*Direction*:
Single out the lines of the material that contain "html" and copy them.

*Information provided*:
○ ○ ○ ○

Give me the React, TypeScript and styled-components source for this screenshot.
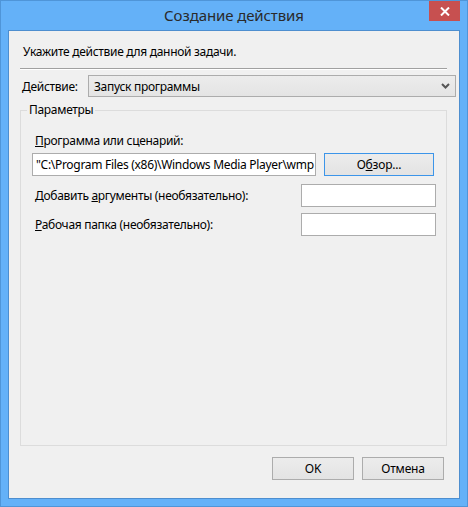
import React from "react";
import styled, { createGlobalStyle } from "styled-components";

const GlobalStyle = createGlobalStyle`
  html, body {
    margin: 0;
    padding: 0;
  }
  body {
    font-family: "Noto Sans", "Open Sans", sans-serif;
    font-size: 12px;
    color: #000;
  }
`;

const Window = styled.div`
  width: 468px;
  height: 507px;
  box-sizing: border-box;
  background-color: #64b1f8;
  border: 1px solid #4f95d8;
  display: flex;
  flex-direction: column;
  padding: 0 7px 7px 7px;
`;

const TitleBar = styled.div`
  height: 29px;
  display: grid;
  grid-template-columns: 1fr auto 1fr;
  align-items: start;
`;

const Title = styled.div`
  grid-column: 2;
  font-size: 15px;
  line-height: 29px;
  color: #2a2a2a;
  letter-spacing: -0.1px;
`;

const CloseButton = styled.div`
  grid-column: 3;
  justify-self: end;
  width: 31px;
  height: 20px;
  background-color: #c75050;
  display: flex;
  align-items: center;
  justify-content: center;
`;

const Client = styled.div`
  flex: 1;
  background-color: #f0f0f0;
  border: 1px solid #4d8ecf;
  display: flex;
  flex-direction: column;
  padding: 0 3px 0 11px;
`;

const Instruction = styled.div`
  margin: 13px 0 0 3px;
  height: 16px;
  line-height: 16px;
  letter-spacing: -0.3px;
`;

const Separator = styled.div`
  margin: 8px 9px 0 0;
  border-top: 1px solid #a0a0a0;
  border-bottom: 1px solid #ffffff;
`;

const ActionRow = styled.div`
  margin-top: 5px;
  display: flex;
  align-items: center;
`;

const Label = styled.span`
  letter-spacing: -0.3px;
  white-space: nowrap;
`;

const ActionLabel = styled(Label)`
  width: 68px;
  padding-left: 2px;
  box-sizing: border-box;
`;

const Select = styled.div`
  flex: 1;
  height: 22px;
  box-sizing: border-box;
  border: 1px solid #acacac;
  background: linear-gradient(#ececec, #e4e4e4);
  display: flex;
  align-items: center;
  justify-content: space-between;
  padding: 0 5px 0 5px;
  letter-spacing: -0.3px;
`;

const GroupBox = styled.fieldset`
  margin: 6px 9px 0 0;
  padding: 0 12px 0 11px;
  border: 1px solid #dcdcdc;
  height: 343px;
  box-sizing: border-box;
  display: flex;
  flex-direction: column;
  min-width: 0;
`;

const Legend = styled.legend`
  padding: 0 2px;
  margin-left: -5px;
  letter-spacing: -0.3px;
  line-height: 14px;
`;

const FieldLabel = styled(Label)`
  display: block;
  margin: 16px 0 0 3px;
  line-height: 16px;
`;

const Row = styled.div<{ $top: number }>`
  margin-top: ${(p) => p.$top}px;
  display: flex;
  align-items: center;
  gap: 8px;
`;

const TextBox = styled.div<{ $width?: number }>`
  height: 23px;
  box-sizing: border-box;
  border: 1px solid #acacac;
  background-color: #fff;
  ${(p) => (p.$width ? `width: ${p.$width}px; margin-right: -2px;` : "flex: 1;")}
  display: flex;
  align-items: center;
  padding-left: 3px;
  white-space: nowrap;
  overflow: hidden;
  letter-spacing: -0.3px;
  min-width: 0;
`;

const RowLabel = styled(Label)`
  flex: 1;
  padding-left: 3px;
`;

const Button = styled.div<{ $default?: boolean }>`
  width: ${(p) => (p.$default ? 110 : 82)}px;
  height: 23px;
  box-sizing: border-box;
  border: 1px solid ${(p) => (p.$default ? "#3c95e9" : "#acacac")};
  background: linear-gradient(#ececec, #e3e3e3);
  display: flex;
  align-items: center;
  justify-content: center;
  letter-spacing: -0.2px;
  flex-shrink: 0;
`;

const Footer = styled.div`
  margin: 11px 12px 0 0;
  display: flex;
  justify-content: flex-end;
  gap: 8px;
`;

export default function App() {
  return (
    <>
      <GlobalStyle />
      <Window>
        <TitleBar>
          <Title>Создание действия</Title>
          <CloseButton>
            <svg width="10" height="9" viewBox="0 0 10 9">
              <path
                d="M1 0.5 L9 8.5 M9 0.5 L1 8.5"
                stroke="#fff"
                strokeWidth="2"
              />
            </svg>
          </CloseButton>
        </TitleBar>
        <Client>
          <Instruction>Укажите действие для данной задачи.</Instruction>
          <Separator />
          <ActionRow>
            <ActionLabel>
              <u>Д</u>ействие:
            </ActionLabel>
            <Select>
              <span>Запуск программы</span>
              <svg width="9" height="6" viewBox="0 0 9 6">
                <path
                  d="M1 1 L4.5 4.5 L8 1"
                  fill="none"
                  stroke="#555"
                  strokeWidth="2"
                />
              </svg>
            </Select>
          </ActionRow>
          <GroupBox>
            <Legend>Параметры</Legend>
            <FieldLabel>
              <u>П</u>рограмма или сценарий:
            </FieldLabel>
            <Row $top={4}>
              <TextBox>"C:\Program Files (x86)\Windows Media Player\wmp</TextBox>
              <Button $default>
                <span>
                  О<u>б</u>зор...
                </span>
              </Button>
            </Row>
            <Row $top={8}>
              <RowLabel>
                Добавить <u>а</u>ргументы (необязательно):
              </RowLabel>
              <TextBox $width={135} />
            </Row>
            <Row $top={6}>
              <RowLabel>
                <u>Р</u>абочая папка (необязательно):
              </RowLabel>
              <TextBox $width={135} />
            </Row>
          </GroupBox>
          <Footer>
            <Button>OK</Button>
            <Button>Отмена</Button>
          </Footer>
        </Client>
      </Window>
    </>
  );
}
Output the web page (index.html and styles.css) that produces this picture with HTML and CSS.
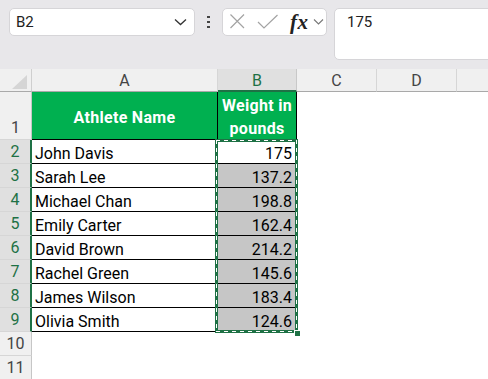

○ ○ ○ ○

*Exercise solution*:
  html, body {
Output the web page (index.html and styles.css) that produces this picture with HTML and CSS.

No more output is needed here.